To learn more about silencers and the “solvent trap” kits sold online to skirt NFA regulations, click here.
Federal regulations define silencers as “any device for silencing, muffling, or diminishing the report of a portable firearm, including any combination of parts, designed or redesigned, and intended for the use in assembling or fabricating a firearm silencer or firearm muffler, and any part intended only for use in such assembly or fabrication” (emphasis added).
According to the ATF, “Some of the devices commonly marketed as solvent traps have been determined to meet the definition of ‘firearm silencer’ because they have the objective design features and characteristics indicating that the device is ‘for’ reducing the report of a portable firearm.” Those “features” include “holes (or marks indicating where holes should be drilled) that allow the passage of a projectile” as well as sound-dampening chambers known as “baffles.”
The ATF notes that “[w]hile increasing the effectiveness of a firearm silencer, these same objective design features offer no advantages in collecting or filtering cleaning solvent.” The letter also includes this image:
In recent years, the ATF has shut down several companies — such as Darkside Defense and Diversified Machine — attempting to sell “solvent traps” that included all of the parts required to operate as silencers online. The new open letter continues the agency’s enforcement efforts while bolstering transparency.
As the ATF states, “Over the years, many companies involved in marketing such ‘solvent traps’ have asserted that they are permitted to manufacture, transfer, or import these items because they are not yet ‘complete’ and therefore do not qualify as ‘firearm silencers’ under Federal law. However, this assertion is incorrect because a component of a ‘firearm silencer’ need not be fully functional before it is recognized as a ‘part intended only for use’ in assembling or fabricating a ‘firearm silencer.’”
Finally, the letter makes it clear that individuals cannot purchase one of these kits and then attempt to register the silencer with the ATF. “An NFA firearm that has already been made/manufactured in violation of the NFA may not be registered by the current possessor.”

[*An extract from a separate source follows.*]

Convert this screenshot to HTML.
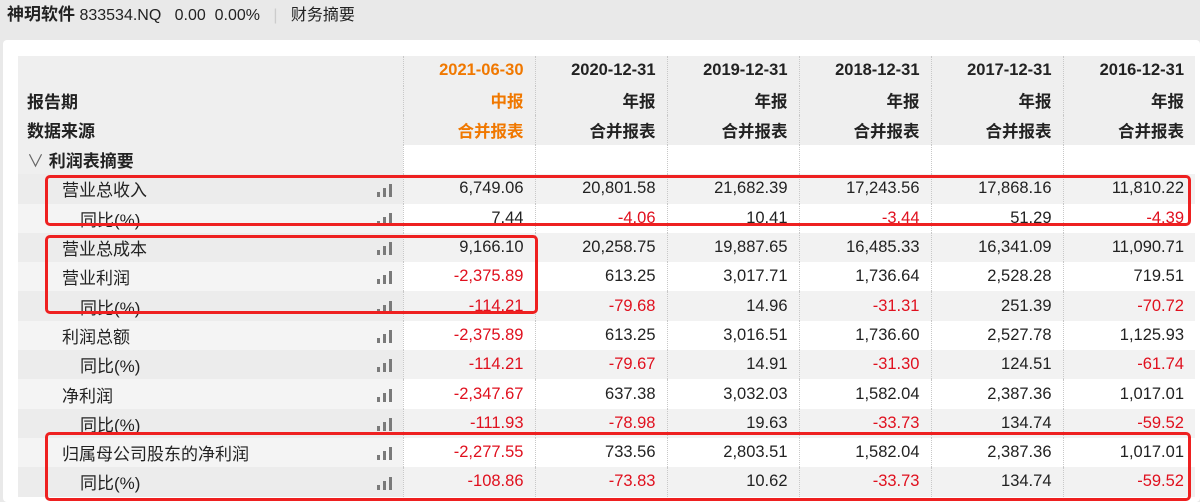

The news comes as the gun industry celebrates the introduction of the Tax Stamp Revenue Transfer for Wildlife and Recreation Act, which, if enacted, would require the ATF to process silencer approvals in 90 days or less while redirecting tax stamp revenue from the Treasury to the Pittman-Robertson Wildlife Conservation Act, which funds wildlife conservation, hunter education, and shooting range programs.